===== Data to process =====

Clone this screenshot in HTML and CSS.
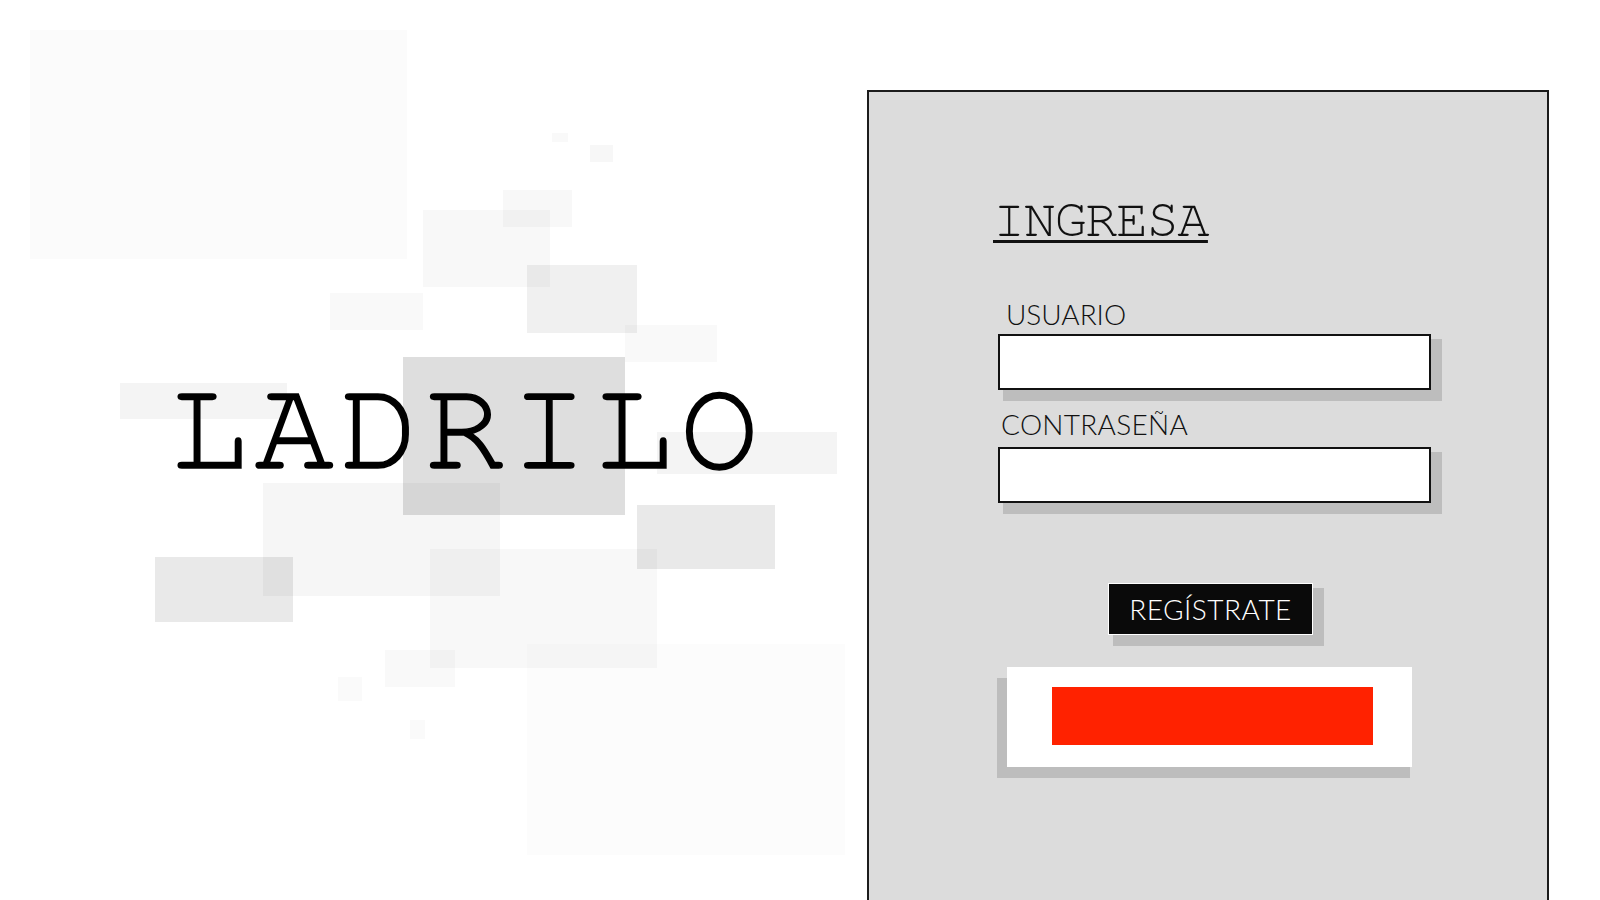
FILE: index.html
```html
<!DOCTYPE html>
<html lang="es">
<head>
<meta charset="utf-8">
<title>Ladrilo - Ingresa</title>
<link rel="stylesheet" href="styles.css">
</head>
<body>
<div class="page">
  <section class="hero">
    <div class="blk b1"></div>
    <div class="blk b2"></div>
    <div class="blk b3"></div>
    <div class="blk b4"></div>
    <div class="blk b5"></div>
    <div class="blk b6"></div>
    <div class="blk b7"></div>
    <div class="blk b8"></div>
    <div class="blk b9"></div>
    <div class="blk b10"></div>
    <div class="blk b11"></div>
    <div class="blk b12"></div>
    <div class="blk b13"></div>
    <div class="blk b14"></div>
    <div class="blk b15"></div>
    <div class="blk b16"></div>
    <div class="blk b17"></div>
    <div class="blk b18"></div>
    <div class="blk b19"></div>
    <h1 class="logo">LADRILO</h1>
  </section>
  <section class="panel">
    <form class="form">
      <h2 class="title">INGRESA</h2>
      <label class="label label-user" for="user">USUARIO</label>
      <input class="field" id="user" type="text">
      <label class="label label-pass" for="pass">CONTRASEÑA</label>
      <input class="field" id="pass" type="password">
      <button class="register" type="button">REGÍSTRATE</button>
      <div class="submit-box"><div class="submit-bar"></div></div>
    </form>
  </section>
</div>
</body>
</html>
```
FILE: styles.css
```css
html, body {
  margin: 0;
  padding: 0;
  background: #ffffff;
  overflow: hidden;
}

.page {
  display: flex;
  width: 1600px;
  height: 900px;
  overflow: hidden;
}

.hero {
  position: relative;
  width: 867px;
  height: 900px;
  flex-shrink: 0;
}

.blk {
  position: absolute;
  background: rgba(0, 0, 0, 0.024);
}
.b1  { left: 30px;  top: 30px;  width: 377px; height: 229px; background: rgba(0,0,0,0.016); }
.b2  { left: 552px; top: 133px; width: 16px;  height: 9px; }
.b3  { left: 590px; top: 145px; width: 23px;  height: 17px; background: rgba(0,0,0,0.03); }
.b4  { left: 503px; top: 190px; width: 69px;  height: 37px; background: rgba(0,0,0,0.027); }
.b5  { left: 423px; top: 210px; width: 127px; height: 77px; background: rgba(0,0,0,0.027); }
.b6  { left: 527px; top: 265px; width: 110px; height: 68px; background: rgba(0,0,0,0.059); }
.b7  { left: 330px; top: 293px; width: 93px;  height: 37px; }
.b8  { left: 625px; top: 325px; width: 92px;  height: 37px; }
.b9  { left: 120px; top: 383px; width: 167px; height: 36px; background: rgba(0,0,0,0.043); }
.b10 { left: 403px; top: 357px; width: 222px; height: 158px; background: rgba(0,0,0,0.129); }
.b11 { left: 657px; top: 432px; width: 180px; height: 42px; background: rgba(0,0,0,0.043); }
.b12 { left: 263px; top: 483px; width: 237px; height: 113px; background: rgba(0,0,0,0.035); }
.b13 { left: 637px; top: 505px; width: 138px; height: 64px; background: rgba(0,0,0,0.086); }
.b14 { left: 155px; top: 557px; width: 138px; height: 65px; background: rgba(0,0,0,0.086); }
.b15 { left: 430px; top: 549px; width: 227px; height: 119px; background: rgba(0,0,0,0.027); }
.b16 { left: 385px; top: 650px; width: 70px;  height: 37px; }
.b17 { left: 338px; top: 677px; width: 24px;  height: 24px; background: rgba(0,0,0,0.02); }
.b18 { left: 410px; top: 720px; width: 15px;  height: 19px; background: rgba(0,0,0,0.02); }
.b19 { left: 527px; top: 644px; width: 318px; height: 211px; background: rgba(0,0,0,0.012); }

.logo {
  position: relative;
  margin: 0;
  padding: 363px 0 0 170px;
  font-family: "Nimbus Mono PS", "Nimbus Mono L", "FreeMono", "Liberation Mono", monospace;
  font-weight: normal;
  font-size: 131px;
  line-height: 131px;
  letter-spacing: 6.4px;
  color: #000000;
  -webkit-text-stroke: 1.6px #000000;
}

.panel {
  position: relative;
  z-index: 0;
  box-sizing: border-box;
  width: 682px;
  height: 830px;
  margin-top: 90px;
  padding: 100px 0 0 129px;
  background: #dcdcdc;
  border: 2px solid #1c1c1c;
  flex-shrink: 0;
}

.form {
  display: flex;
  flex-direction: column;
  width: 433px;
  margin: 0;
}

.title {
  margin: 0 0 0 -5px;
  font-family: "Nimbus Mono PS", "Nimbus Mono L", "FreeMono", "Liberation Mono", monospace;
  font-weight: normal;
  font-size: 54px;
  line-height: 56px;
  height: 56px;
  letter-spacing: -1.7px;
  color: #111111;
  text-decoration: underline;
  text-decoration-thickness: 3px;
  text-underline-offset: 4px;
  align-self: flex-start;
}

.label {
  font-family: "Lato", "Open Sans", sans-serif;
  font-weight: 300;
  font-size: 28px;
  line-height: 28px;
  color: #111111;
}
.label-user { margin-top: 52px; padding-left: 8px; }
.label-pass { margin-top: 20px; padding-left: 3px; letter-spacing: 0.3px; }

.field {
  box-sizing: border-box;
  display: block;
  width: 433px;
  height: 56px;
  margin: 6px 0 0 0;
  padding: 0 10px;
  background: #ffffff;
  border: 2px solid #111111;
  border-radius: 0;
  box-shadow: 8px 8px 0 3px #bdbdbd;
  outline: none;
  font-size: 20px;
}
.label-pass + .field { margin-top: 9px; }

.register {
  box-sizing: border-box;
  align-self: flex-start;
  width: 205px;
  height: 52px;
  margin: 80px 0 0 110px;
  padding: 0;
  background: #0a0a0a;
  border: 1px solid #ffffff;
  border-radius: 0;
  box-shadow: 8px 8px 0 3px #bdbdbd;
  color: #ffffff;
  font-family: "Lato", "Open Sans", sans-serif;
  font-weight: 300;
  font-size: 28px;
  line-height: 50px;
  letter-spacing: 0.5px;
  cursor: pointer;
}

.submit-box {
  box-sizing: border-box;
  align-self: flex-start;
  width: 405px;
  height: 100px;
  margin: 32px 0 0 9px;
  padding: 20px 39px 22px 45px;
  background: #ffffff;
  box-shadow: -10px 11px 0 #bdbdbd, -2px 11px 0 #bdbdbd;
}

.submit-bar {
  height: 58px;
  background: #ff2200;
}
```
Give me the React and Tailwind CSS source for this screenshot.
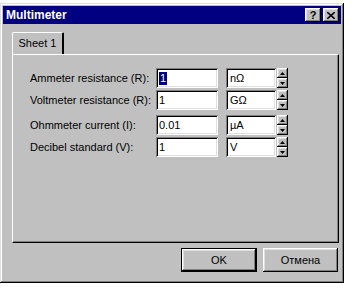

=====

Take each line of the material that contains the word "screenshot" and list it.

### Correct answer
Clone this screenshot in HTML and CSS.
Give me the React and Tailwind CSS source for this screenshot.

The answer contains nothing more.